To do: Quote from the first line below through the line that contains "const columns = [349, 122, 74, 174, 64, 63];", both included, and leave the pictures out.

Given material:
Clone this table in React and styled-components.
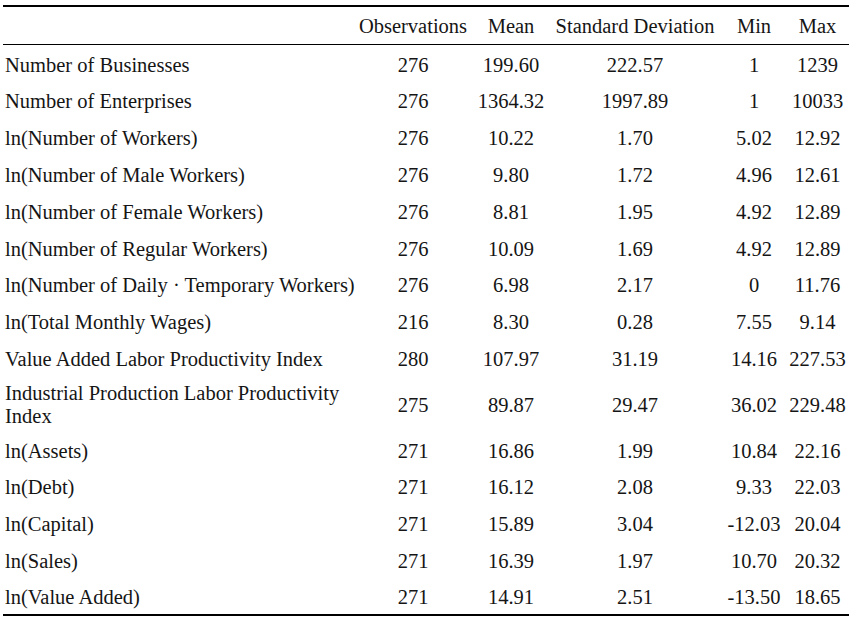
import React from "react";
import styled, { createGlobalStyle } from "styled-components";

const GlobalStyle = createGlobalStyle`
  html, body {
    margin: 0;
    padding: 0;
    background: #ffffff;
  }
`;

const Page = styled.div`
  padding: 5px 5px 0 3px;
  background: #ffffff;
`;

const Table = styled.table`
  width: 846px;
  border-collapse: collapse;
  table-layout: fixed;
  font-family: "Liberation Serif", "Times New Roman", serif;
  font-size: 20.5px;
  line-height: 23px;
  color: #151515;
  border-top: 2px solid #000;
  border-bottom: 2px solid #000;
`;

const HeadRow = styled.tr`
  border-bottom: 1px solid #000;
`;

const Th = styled.th`
  font-weight: normal;
  height: 35px;
  padding: 2px 0 0;
  text-align: ${(p) => (p.$left ? "left" : "center")};
  vertical-align: middle;
  white-space: nowrap;
`;

const Row = styled.tr`
  height: ${(p) => (p.$tall ? "54.5px" : "36.85px")};
`;

const Label = styled.td`
  padding: 4px 0 0 2px;
  text-align: left;
  vertical-align: middle;
  white-space: ${(p) => (p.$wrap ? "normal" : "nowrap")};
`;

const Num = styled.td`
  padding: 4px 0 0;
  text-align: center;
  vertical-align: middle;
  white-space: nowrap;
`;

const columns = [349, 122, 74, 174, 64, 63];

const rows = [
  ["Number of Businesses", "276", "199.60", "222.57", "1", "1239"],
  ["Number of Enterprises", "276", "1364.32", "1997.89", "1", "10033"],
  ["ln(Number of Workers)", "276", "10.22", "1.70", "5.02", "12.92"],
  ["ln(Number of Male Workers)", "276", "9.80", "1.72", "4.96", "12.61"],
  ["ln(Number of Female Workers)", "276", "8.81", "1.95", "4.92", "12.89"],
  ["ln(Number of Regular Workers)", "276", "10.09", "1.69", "4.92", "12.89"],
  ["ln(Number of Daily \u00b7 Temporary Workers)", "276", "6.98", "2.17", "0", "11.76"],
  ["ln(Total Monthly Wages)", "216", "8.30", "0.28", "7.55", "9.14"],
  ["Value Added Labor Productivity Index", "280", "107.97", "31.19", "14.16", "227.53"],
  ["Industrial Production Labor Productivity Index", "275", "89.87", "29.47", "36.02", "229.48", true],
  ["ln(Assets)", "271", "16.86", "1.99", "10.84", "22.16"],
  ["ln(Debt)", "271", "16.12", "2.08", "9.33", "22.03"],
  ["ln(Capital)", "271", "15.89", "3.04", "-12.03", "20.04"],
  ["ln(Sales)", "271", "16.39", "1.97", "10.70", "20.32"],
  ["ln(Value Added)", "271", "14.91", "2.51", "-13.50", "18.65"],
];

export default function App() {
  return (
    <Page>
      <GlobalStyle />
      <Table>
        <colgroup>
          {columns.map((w, i) => (
            <col key={i} style={{ width: w }} />
          ))}
        </colgroup>
        <thead>
          <HeadRow>
            <Th $left></Th>
            <Th>Observations</Th>
            <Th>Mean</Th>
            <Th>Standard Deviation</Th>
            <Th>Min</Th>
            <Th>Max</Th>
          </HeadRow>
        </thead>
        <tbody>
          {rows.map((r) => (
            <Row key={r[0]} $tall={r[6]}>
              <Label $wrap={r[6]}>{r[0]}</Label>
              <Num>{r[1]}</Num>
              <Num>{r[2]}</Num>
              <Num>{r[3]}</Num>
              <Num>{r[4]}</Num>
              <Num>{r[5]}</Num>
            </Row>
          ))}
        </tbody>
      </Table>
    </Page>
  );
}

Final result:
Clone this table in React and styled-components.
import React from "react";
import styled, { createGlobalStyle } from "styled-components";

const GlobalStyle = createGlobalStyle`
  html, body {
    margin: 0;
    padding: 0;
    background: #ffffff;
  }
`;

const Page = styled.div`
  padding: 5px 5px 0 3px;
  background: #ffffff;
`;

const Table = styled.table`
  width: 846px;
  border-collapse: collapse;
  table-layout: fixed;
  font-family: "Liberation Serif", "Times New Roman", serif;
  font-size: 20.5px;
  line-height: 23px;
  color: #151515;
  border-top: 2px solid #000;
  border-bottom: 2px solid #000;
`;

const HeadRow = styled.tr`
  border-bottom: 1px solid #000;
`;

const Th = styled.th`
  font-weight: normal;
  height: 35px;
  padding: 2px 0 0;
  text-align: ${(p) => (p.$left ? "left" : "center")};
  vertical-align: middle;
  white-space: nowrap;
`;

const Row = styled.tr`
  height: ${(p) => (p.$tall ? "54.5px" : "36.85px")};
`;

const Label = styled.td`
  padding: 4px 0 0 2px;
  text-align: left;
  vertical-align: middle;
  white-space: ${(p) => (p.$wrap ? "normal" : "nowrap")};
`;

const Num = styled.td`
  padding: 4px 0 0;
  text-align: center;
  vertical-align: middle;
  white-space: nowrap;
`;

const columns = [349, 122, 74, 174, 64, 63];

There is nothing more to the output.